APPOFENIACS
Director:Chris Marrs Piliero
Cast: Sean Gunn, Jermaine Fowler, Aaron Holliday, Michael Abbott Jr
USA
If you liked "Lowlife", like hard-boiled crime fiction by the likes of Gifford and Leonard, this is sure to float your boat. Pulp ensemble, criminal and broad characters verging on the cartoonish and intersecting subplots may wear its Tarantino love too conspicuously on its sleeve, but there's plenty of escalating misunderstanding and mayhem of its own to carry you along. Mostly, all the foreshadowing pays off to a full-blown ending to leave you giddy with its excess. Also, its a film that highlights how terrifying AI in the wrong hands could be by not even exaggerating by much. Again, it's the people who are the problem.
WHAT SHE DOESN’T KNOW
Director:
Juan Pablo Arias Munoz
Cast:Sienna Agudong, Jessica Belkin, Conor Husting, Denise Richards.
USA
Despite nice performances and a big house, this is built on spoilt brat worries and all the emoting becomes tedious as the mystery becomes just as you suspect and offers nothing new. There’s meant to be a tale of friendship here, but stretched too thin and with too little payoff.
TRANSCENDING DIMENSIONS
Director: Toshiaki Toyoda
Cast: Chihara Jr., Masahiro Higashide, Haruka Imô, Yôsuke Kubozuka
Japan
Where straightforward narrative gives way to the opaque spiritual ramblings about reaching across the universe in your little finger and ghosts hiring assassins, the sensation and kaleidoscopic achievements of the visuals and dominance of the music make for a compelling if baffling journey. The meaning and intention may be hermetic, but the experience is a genuine trip.
A SERBIAN DOCUMENTARY
Director: Stephen Biro
Cast: Srdjan Spasojeviċ, Aleksandar Radivojević, Srdjan Zika Todorović, Sergej Trifunovć
USA
With access to a shipload of behind-the-scenes footage as well as interviews with cast and crew, Biro's documentary makes the best argument for this most notorious of films, "A Serbian Film". Watching the effects work is a real treat. It helps that the filmmakers are the most eloquent and understanding of their intentions: if you aren't convinced by this of their most punk disgust at exploitation and the human condition, then you are doubtlessly the closed minds they're outraged by. Five years in the making, Biro spoke on stage of how inflammatory the film and its reputation still is. Perhaps the most shocking conclusion made is that the director Srdjan Spasojevic now feels he didn't go far enough.

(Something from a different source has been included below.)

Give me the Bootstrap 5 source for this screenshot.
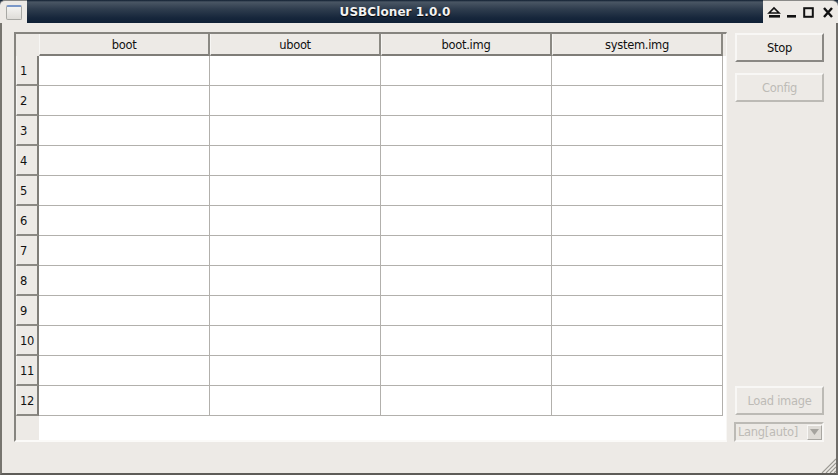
<!DOCTYPE html>
<html><head><meta charset="utf-8">
<link href="https://cdn.jsdelivr.net/npm/bootstrap@5.3.0/dist/css/bootstrap.min.css" rel="stylesheet">
<style>
html,body{margin:0;height:475px;overflow:hidden;background:#edeae6}
body{font-family:"DejaVu Sans",sans-serif;font-size:11.5px;line-height:1;color:#111;letter-spacing:-.3px}
.win{width:838px;height:475px;border-left:2px solid #77756f;border-right:2px solid #6e6c68;border-bottom:2px solid #5e5c58;border-top:0;border-radius:6px 6px 0 0;background:#edeae6;position:relative;box-sizing:border-box}
.tbar{height:23px;margin-left:-2px;margin-right:-2px;background:linear-gradient(#0f1d2f 0,#4a5664 2px,#2f3d4e 9px,#16263b 18px,#0f2036 23px);flex:none}
.tleft{width:27px;background:#edeae6;border-radius:5px 0 0 0;flex:none;border-top:1px solid #8a8a88}
.tright{width:75px;background:#edeae6;border-radius:0 6px 0 0;flex:none;border-top:1px solid #8a8a88}
.ttitle{color:#f2f2f2;font-weight:700;font-size:12px;letter-spacing:.08px;text-shadow:0 1px 1px #000}
.appicon{width:16px;height:15px;border:1px solid #a8a8a4;border-radius:2px;background:linear-gradient(#f4f3f1,#dedcd8);border-top:2px solid #7a97c8}
.main{height:450px}
.frame{margin:9px 0 0 12px;width:713px;height:410px;border-left:2px solid #86847f;border-top:2px solid #86847f;background:#fff;border-right:1px solid #f8f7f5;border-bottom:2px solid #fbfaf8;flex:none}
.hrow{height:22px;background:#edeae6;flex:none}
.corner{width:23px;flex:none}
.hcell{width:171px;flex:none;border-right:2px solid #8b8983;border-bottom:2px solid #7f7d78;border-left:1px solid #f7f6f4;padding-top:3px;color:#111}
.drow{height:30px;flex:none}
.rowh{width:23px;flex:none;background:#edeae6;border-right:2px solid #7f7d78;border-bottom:2px solid #8b8983;padding-left:3px;padding-top:4px;border-left:1px solid #f7f6f4}
.dcell{width:171px;flex:none;border-right:1px solid #b2b0ac;border-bottom:1px solid #b2b0ac;background:#fff}
.restleft{width:23px;background:#edeae6;flex:none}
.side{margin:10px 0 0 8px;width:89px;height:409px}
.qbtn{height:29px;width:89px;background:#edeae6;border:2px solid;border-color:#f8f7f5 #8a8884 #8a8884 #f8f7f5;border-radius:0;padding:2px 0 0;font-size:11.5px;letter-spacing:-.3px;line-height:1;color:#111;flex:none}
.qbtn:disabled{color:#bdbbb6;border-color:#f8f7f5 #bcbab5 #bcbab5 #f8f7f5;background:#edeae6;opacity:1}
.gapa{margin-bottom:11px}
.lang{height:20px;width:90px;border:2px solid;border-color:#bcbab5 #f8f7f5 #f8f7f5 #bcbab5;color:#bdbbb6;padding-left:2px;font-size:11.5px;margin:7px 0 0 -1px;flex:none}
.langtxt{padding-top:2px}
.larrow{width:15px;height:15px;background:#dedbd6;margin-left:auto;margin-right:0;border:1px solid;border-color:#f8f7f5 #a9a7a2 #a9a7a2 #f8f7f5}
.grip{position:absolute;right:0;bottom:0}
</style></head><body>
<div class="win d-flex flex-column">
<div class="tbar d-flex align-items-stretch">
 <div class="tleft d-flex align-items-center justify-content-center"><div class="appicon"></div></div>
 <div class="ttitle flex-grow-1 d-flex align-items-center justify-content-center">USBCloner 1.0.0</div>
 <div class="tright d-flex align-items-center justify-content-center">
  <svg width="75" height="22" viewBox="0 0 75 22"><path d="M6 12 L11 7 L16 12Z" fill="none" stroke="#111" stroke-width="1.6"/><rect x="6" y="14" width="11" height="2.6" fill="#111"/><rect x="24" y="14" width="9" height="2.6" fill="#111"/><rect x="41.2" y="7.2" width="8.6" height="8.6" fill="none" stroke="#111" stroke-width="2"/><path d="M61 7 L69 16 M69 7 L61 16" stroke="#111" stroke-width="2.4"/></svg>
 </div>
</div>
<div class="main d-flex">
 <div class="frame d-flex flex-column">
  <div class="hrow d-flex">
   <div class="corner"></div>
   <div class="hcell d-flex align-items-center justify-content-center">boot</div>
   <div class="hcell d-flex align-items-center justify-content-center">uboot</div>
   <div class="hcell d-flex align-items-center justify-content-center">boot.img</div>
   <div class="hcell d-flex align-items-center justify-content-center">system.img</div>
  </div>
  <div class="drow d-flex"><div class="rowh d-flex align-items-center">1</div><div class="dcell"></div><div class="dcell"></div><div class="dcell"></div><div class="dcell"></div></div>
  <div class="drow d-flex"><div class="rowh d-flex align-items-center">2</div><div class="dcell"></div><div class="dcell"></div><div class="dcell"></div><div class="dcell"></div></div>
  <div class="drow d-flex"><div class="rowh d-flex align-items-center">3</div><div class="dcell"></div><div class="dcell"></div><div class="dcell"></div><div class="dcell"></div></div>
  <div class="drow d-flex"><div class="rowh d-flex align-items-center">4</div><div class="dcell"></div><div class="dcell"></div><div class="dcell"></div><div class="dcell"></div></div>
  <div class="drow d-flex"><div class="rowh d-flex align-items-center">5</div><div class="dcell"></div><div class="dcell"></div><div class="dcell"></div><div class="dcell"></div></div>
  <div class="drow d-flex"><div class="rowh d-flex align-items-center">6</div><div class="dcell"></div><div class="dcell"></div><div class="dcell"></div><div class="dcell"></div></div>
  <div class="drow d-flex"><div class="rowh d-flex align-items-center">7</div><div class="dcell"></div><div class="dcell"></div><div class="dcell"></div><div class="dcell"></div></div>
  <div class="drow d-flex"><div class="rowh d-flex align-items-center">8</div><div class="dcell"></div><div class="dcell"></div><div class="dcell"></div><div class="dcell"></div></div>
  <div class="drow d-flex"><div class="rowh d-flex align-items-center">9</div><div class="dcell"></div><div class="dcell"></div><div class="dcell"></div><div class="dcell"></div></div>
  <div class="drow d-flex"><div class="rowh d-flex align-items-center">10</div><div class="dcell"></div><div class="dcell"></div><div class="dcell"></div><div class="dcell"></div></div>
  <div class="drow d-flex"><div class="rowh d-flex align-items-center">11</div><div class="dcell"></div><div class="dcell"></div><div class="dcell"></div><div class="dcell"></div></div>
  <div class="drow d-flex"><div class="rowh d-flex align-items-center">12</div><div class="dcell"></div><div class="dcell"></div><div class="dcell"></div><div class="dcell"></div></div>
  <div class="d-flex flex-grow-1"><div class="restleft"></div></div>
 </div>
 <div class="side d-flex flex-column">
  <button class="qbtn gapa btn" type="button">Stop</button>
  <button class="qbtn btn" type="button" disabled>Config</button>
  <button class="qbtn btn mt-auto" type="button" disabled>Load image</button>
  <div class="lang d-flex align-items-center"><span class="langtxt">Lang[auto]</span><span class="larrow d-flex align-items-center justify-content-center"><svg width="9" height="6" viewBox="0 0 9 6"><path d="M0 0H9L4.5 6Z" fill="#a5a39e"/></svg></span></div>
 </div>
</div>
<svg class="grip" width="15" height="15" viewBox="0 0 15 15"><path d="M15 1 L1 15 M15 5 L5 15 M15 9 L9 15 M15 13 L13 15" stroke="#9a9892" stroke-width="1.1"/></svg>
</div>
</body></html>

They fuck you when you're born, they fuck you when you're living, they fuck you when you're dead - indeed.
THE TOXIC AVENGER
Director: Macon Blair
Cast: Peter Dinklage, Jacob Tremblay, Taylour Paige, Kevin Bacon
USA
It may want to rest on its sentimentality unironically and Macon may not want to rest on Toxie's puerile nature to carry it through, but there's enough gore and gags to make this an audience pleaser. And funny how CGI bloodletting, whilst hitting the mark, still isn't as satisfying as DIY practical. Dinklage gives heartfelt, Bacon and Wood give sleazy, Tremblay gives trembly teen. Perhaps this is slicker but the original remains the real shocker.
FLUSH
Director: Gregory Morin
Cast: Jonathan Lambert, Elodie Navarre, Elliot Jenicot, Rémy Adriaens.

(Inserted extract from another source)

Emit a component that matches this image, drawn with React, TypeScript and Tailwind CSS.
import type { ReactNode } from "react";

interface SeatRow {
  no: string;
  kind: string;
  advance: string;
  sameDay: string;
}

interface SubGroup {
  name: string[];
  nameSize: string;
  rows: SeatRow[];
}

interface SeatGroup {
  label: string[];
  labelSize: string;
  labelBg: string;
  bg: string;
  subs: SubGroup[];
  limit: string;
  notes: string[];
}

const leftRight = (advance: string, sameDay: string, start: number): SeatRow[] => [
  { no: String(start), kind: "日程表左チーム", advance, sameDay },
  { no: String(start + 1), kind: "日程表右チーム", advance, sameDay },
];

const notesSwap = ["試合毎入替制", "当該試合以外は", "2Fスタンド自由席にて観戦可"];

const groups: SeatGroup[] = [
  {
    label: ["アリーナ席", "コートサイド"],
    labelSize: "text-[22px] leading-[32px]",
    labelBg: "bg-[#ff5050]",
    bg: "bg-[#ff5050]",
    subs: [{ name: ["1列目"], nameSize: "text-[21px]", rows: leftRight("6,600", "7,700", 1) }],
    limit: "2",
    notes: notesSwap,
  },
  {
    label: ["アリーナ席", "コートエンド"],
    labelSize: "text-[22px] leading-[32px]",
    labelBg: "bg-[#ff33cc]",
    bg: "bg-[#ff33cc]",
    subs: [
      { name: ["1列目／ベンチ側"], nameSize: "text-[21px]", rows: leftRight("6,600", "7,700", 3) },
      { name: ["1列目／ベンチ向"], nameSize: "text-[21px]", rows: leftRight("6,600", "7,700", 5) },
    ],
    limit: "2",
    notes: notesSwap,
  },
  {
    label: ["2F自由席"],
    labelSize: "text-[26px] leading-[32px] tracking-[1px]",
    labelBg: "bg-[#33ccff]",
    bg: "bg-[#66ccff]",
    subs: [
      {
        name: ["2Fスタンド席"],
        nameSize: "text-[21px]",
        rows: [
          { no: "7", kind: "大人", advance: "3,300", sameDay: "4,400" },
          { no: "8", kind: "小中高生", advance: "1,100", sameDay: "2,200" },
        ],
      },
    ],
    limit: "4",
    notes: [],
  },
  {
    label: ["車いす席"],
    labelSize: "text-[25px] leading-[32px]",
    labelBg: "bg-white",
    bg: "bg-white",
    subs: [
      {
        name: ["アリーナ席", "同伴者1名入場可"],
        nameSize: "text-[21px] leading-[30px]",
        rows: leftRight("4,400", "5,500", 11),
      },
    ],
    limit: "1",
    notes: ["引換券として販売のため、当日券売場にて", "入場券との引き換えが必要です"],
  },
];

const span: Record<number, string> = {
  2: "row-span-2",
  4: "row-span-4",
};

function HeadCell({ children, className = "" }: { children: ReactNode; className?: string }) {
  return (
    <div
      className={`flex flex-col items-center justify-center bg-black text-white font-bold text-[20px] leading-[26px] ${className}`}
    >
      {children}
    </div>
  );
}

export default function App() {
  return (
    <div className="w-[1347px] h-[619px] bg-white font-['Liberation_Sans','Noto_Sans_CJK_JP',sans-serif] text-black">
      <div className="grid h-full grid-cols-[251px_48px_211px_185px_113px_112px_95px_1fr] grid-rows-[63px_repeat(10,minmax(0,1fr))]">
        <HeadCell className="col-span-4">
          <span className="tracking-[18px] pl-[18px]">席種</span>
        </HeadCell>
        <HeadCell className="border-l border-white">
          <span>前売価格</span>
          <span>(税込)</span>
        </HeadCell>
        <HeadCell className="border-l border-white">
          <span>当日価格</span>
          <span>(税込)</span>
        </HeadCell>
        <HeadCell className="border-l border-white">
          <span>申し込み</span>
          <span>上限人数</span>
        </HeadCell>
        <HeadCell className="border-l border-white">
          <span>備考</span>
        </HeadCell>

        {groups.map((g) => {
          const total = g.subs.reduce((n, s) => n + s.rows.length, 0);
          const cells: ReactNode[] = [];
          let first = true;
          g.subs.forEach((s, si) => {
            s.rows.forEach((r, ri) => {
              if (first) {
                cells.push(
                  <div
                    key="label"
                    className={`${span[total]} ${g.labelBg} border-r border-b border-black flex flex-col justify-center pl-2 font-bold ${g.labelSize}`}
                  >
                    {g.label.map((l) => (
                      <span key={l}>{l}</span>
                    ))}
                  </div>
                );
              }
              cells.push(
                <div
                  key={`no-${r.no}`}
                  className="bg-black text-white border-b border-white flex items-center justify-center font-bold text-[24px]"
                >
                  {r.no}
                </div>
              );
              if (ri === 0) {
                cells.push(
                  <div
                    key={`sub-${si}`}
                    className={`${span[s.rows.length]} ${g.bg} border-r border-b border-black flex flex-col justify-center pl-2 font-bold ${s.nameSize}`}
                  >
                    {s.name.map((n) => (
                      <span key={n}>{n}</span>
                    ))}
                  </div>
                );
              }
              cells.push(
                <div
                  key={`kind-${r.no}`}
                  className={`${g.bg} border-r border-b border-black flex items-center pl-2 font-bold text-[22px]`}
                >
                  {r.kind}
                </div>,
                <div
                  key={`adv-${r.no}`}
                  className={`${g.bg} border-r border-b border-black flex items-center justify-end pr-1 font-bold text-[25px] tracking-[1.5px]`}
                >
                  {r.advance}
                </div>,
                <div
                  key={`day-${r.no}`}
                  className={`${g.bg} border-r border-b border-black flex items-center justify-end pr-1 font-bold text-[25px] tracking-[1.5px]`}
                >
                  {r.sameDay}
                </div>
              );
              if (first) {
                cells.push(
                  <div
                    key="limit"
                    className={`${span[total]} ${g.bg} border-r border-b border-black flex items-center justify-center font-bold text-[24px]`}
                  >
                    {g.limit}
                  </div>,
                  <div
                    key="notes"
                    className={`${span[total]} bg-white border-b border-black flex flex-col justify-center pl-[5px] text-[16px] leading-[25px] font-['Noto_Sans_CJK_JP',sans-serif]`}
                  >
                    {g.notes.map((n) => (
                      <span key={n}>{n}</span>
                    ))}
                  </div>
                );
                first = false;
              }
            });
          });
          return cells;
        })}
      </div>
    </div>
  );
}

That a guy trapped in a Turkish toilet cubicle scenario can turn into a litany of disgust and end up a gorefest is testimony to its sheer invention. And it is funny. Wisely keeping brevity, there's no fat involved as details like drug-addict rats and trying to use ear pods while head-first in a toilet escalate into belly-laugh absurdity without ever losing its nastiness. A crowd-pleaser.